Lines of data
------------------------------
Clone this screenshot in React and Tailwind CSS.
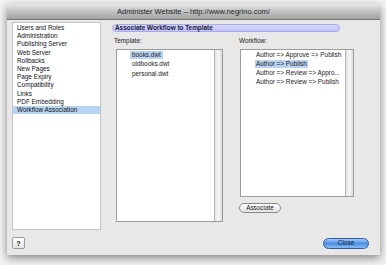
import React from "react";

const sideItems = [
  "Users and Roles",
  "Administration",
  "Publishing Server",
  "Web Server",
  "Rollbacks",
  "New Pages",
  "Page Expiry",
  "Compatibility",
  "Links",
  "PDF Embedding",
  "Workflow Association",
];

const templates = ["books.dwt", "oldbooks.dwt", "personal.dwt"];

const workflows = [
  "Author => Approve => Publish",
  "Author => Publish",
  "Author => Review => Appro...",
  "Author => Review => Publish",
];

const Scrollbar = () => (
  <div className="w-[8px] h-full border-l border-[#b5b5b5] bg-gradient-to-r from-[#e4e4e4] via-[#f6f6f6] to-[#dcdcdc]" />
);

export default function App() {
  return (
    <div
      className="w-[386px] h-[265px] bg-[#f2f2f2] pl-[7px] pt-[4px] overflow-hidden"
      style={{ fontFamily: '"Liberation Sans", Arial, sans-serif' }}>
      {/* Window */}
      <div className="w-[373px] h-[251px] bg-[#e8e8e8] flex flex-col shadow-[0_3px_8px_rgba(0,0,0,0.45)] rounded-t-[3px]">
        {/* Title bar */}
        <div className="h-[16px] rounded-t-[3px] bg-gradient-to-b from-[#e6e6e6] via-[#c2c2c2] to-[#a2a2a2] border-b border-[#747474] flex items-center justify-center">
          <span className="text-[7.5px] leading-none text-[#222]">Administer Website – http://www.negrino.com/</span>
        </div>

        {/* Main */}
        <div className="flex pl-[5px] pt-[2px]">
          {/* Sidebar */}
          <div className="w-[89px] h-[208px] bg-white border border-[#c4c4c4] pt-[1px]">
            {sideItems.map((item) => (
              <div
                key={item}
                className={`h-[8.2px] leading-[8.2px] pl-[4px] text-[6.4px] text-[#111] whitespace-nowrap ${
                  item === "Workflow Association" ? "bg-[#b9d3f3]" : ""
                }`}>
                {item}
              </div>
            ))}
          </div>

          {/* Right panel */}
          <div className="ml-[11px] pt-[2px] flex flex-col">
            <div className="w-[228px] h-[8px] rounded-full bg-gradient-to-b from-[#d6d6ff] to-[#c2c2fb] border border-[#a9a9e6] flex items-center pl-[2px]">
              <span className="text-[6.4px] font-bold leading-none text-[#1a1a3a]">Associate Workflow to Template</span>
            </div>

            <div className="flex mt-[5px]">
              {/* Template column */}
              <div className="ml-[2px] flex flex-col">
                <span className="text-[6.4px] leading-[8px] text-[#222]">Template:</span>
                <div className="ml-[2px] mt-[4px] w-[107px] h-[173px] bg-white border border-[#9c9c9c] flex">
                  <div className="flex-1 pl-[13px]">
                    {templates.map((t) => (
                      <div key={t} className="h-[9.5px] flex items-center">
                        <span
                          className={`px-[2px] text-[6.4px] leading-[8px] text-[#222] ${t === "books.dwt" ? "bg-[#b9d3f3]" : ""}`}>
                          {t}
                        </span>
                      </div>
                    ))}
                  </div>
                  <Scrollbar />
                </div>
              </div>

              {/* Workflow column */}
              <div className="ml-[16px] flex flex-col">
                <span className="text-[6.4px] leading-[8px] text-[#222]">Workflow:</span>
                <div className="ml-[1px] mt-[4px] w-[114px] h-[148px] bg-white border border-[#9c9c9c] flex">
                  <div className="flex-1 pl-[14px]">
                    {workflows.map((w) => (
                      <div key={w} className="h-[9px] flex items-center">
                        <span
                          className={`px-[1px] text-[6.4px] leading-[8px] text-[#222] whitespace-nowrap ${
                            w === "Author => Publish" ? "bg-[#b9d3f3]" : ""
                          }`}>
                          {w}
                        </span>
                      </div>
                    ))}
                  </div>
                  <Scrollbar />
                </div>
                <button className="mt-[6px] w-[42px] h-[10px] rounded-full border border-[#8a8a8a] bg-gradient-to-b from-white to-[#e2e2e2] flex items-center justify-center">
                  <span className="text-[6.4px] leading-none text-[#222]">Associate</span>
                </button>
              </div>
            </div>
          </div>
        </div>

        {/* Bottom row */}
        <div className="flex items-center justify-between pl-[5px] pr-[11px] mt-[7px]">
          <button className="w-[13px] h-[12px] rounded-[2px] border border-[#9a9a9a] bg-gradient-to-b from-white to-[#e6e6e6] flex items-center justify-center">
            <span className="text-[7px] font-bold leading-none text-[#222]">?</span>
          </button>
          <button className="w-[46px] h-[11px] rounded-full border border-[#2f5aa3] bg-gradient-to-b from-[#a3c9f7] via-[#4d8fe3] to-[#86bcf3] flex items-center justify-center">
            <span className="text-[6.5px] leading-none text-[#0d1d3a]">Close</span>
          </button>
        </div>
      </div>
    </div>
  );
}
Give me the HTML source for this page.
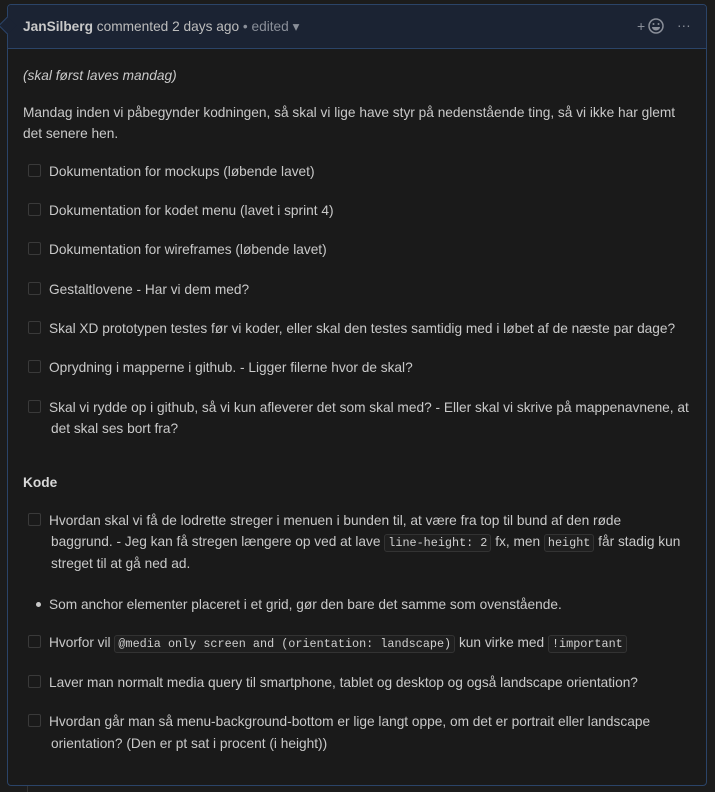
------------------------------
> [Exercise instructions] Reproduce every line exactly and omit all pictures.

> [Result]
Clone this screenshot in React and Tailwind CSS.
import React from "react";

const sideItems = [
  "Users and Roles",
  "Administration",
  "Publishing Server",
  "Web Server",
  "Rollbacks",
  "New Pages",
  "Page Expiry",
  "Compatibility",
  "Links",
  "PDF Embedding",
  "Workflow Association",
];

const templates = ["books.dwt", "oldbooks.dwt", "personal.dwt"];

const workflows = [
  "Author => Approve => Publish",
  "Author => Publish",
  "Author => Review => Appro...",
  "Author => Review => Publish",
];

const Scrollbar = () => (
  <div className="w-[8px] h-full border-l border-[#b5b5b5] bg-gradient-to-r from-[#e4e4e4] via-[#f6f6f6] to-[#dcdcdc]" />
);

export default function App() {
  return (
    <div
      className="w-[386px] h-[265px] bg-[#f2f2f2] pl-[7px] pt-[4px] overflow-hidden"
      style={{ fontFamily: '"Liberation Sans", Arial, sans-serif' }}>
      {/* Window */}
      <div className="w-[373px] h-[251px] bg-[#e8e8e8] flex flex-col shadow-[0_3px_8px_rgba(0,0,0,0.45)] rounded-t-[3px]">
        {/* Title bar */}
        <div className="h-[16px] rounded-t-[3px] bg-gradient-to-b from-[#e6e6e6] via-[#c2c2c2] to-[#a2a2a2] border-b border-[#747474] flex items-center justify-center">
          <span className="text-[7.5px] leading-none text-[#222]">Administer Website – http://www.negrino.com/</span>
        </div>

        {/* Main */}
        <div className="flex pl-[5px] pt-[2px]">
          {/* Sidebar */}
          <div className="w-[89px] h-[208px] bg-white border border-[#c4c4c4] pt-[1px]">
            {sideItems.map((item) => (
              <div
                key={item}
                className={`h-[8.2px] leading-[8.2px] pl-[4px] text-[6.4px] text-[#111] whitespace-nowrap ${
                  item === "Workflow Association" ? "bg-[#b9d3f3]" : ""
                }`}>
                {item}
              </div>
            ))}
          </div>

          {/* Right panel */}
          <div className="ml-[11px] pt-[2px] flex flex-col">
            <div className="w-[228px] h-[8px] rounded-full bg-gradient-to-b from-[#d6d6ff] to-[#c2c2fb] border border-[#a9a9e6] flex items-center pl-[2px]">
              <span className="text-[6.4px] font-bold leading-none text-[#1a1a3a]">Associate Workflow to Template</span>
            </div>

            <div className="flex mt-[5px]">
              {/* Template column */}
              <div className="ml-[2px] flex flex-col">
                <span className="text-[6.4px] leading-[8px] text-[#222]">Template:</span>
                <div className="ml-[2px] mt-[4px] w-[107px] h-[173px] bg-white border border-[#9c9c9c] flex">
                  <div className="flex-1 pl-[13px]">
                    {templates.map((t) => (
                      <div key={t} className="h-[9.5px] flex items-center">
                        <span
                          className={`px-[2px] text-[6.4px] leading-[8px] text-[#222] ${t === "books.dwt" ? "bg-[#b9d3f3]" : ""}`}>
                          {t}
                        </span>
                      </div>
                    ))}
                  </div>
                  <Scrollbar />
                </div>
              </div>

              {/* Workflow column */}
              <div className="ml-[16px] flex flex-col">
                <span className="text-[6.4px] leading-[8px] text-[#222]">Workflow:</span>
                <div className="ml-[1px] mt-[4px] w-[114px] h-[148px] bg-white border border-[#9c9c9c] flex">
                  <div className="flex-1 pl-[14px]">
                    {workflows.map((w) => (
                      <div key={w} className="h-[9px] flex items-center">
                        <span
                          className={`px-[1px] text-[6.4px] leading-[8px] text-[#222] whitespace-nowrap ${
                            w === "Author => Publish" ? "bg-[#b9d3f3]" : ""
                          }`}>
                          {w}
                        </span>
                      </div>
                    ))}
                  </div>
                  <Scrollbar />
                </div>
                <button className="mt-[6px] w-[42px] h-[10px] rounded-full border border-[#8a8a8a] bg-gradient-to-b from-white to-[#e2e2e2] flex items-center justify-center">
                  <span className="text-[6.4px] leading-none text-[#222]">Associate</span>
                </button>
              </div>
            </div>
          </div>
        </div>

        {/* Bottom row */}
        <div className="flex items-center justify-between pl-[5px] pr-[11px] mt-[7px]">
          <button className="w-[13px] h-[12px] rounded-[2px] border border-[#9a9a9a] bg-gradient-to-b from-white to-[#e6e6e6] flex items-center justify-center">
            <span className="text-[7px] font-bold leading-none text-[#222]">?</span>
          </button>
          <button className="w-[46px] h-[11px] rounded-full border border-[#2f5aa3] bg-gradient-to-b from-[#a3c9f7] via-[#4d8fe3] to-[#86bcf3] flex items-center justify-center">
            <span className="text-[6.5px] leading-none text-[#0d1d3a]">Close</span>
          </button>
        </div>
      </div>
    </div>
  );
}
Give me the HTML source for this page.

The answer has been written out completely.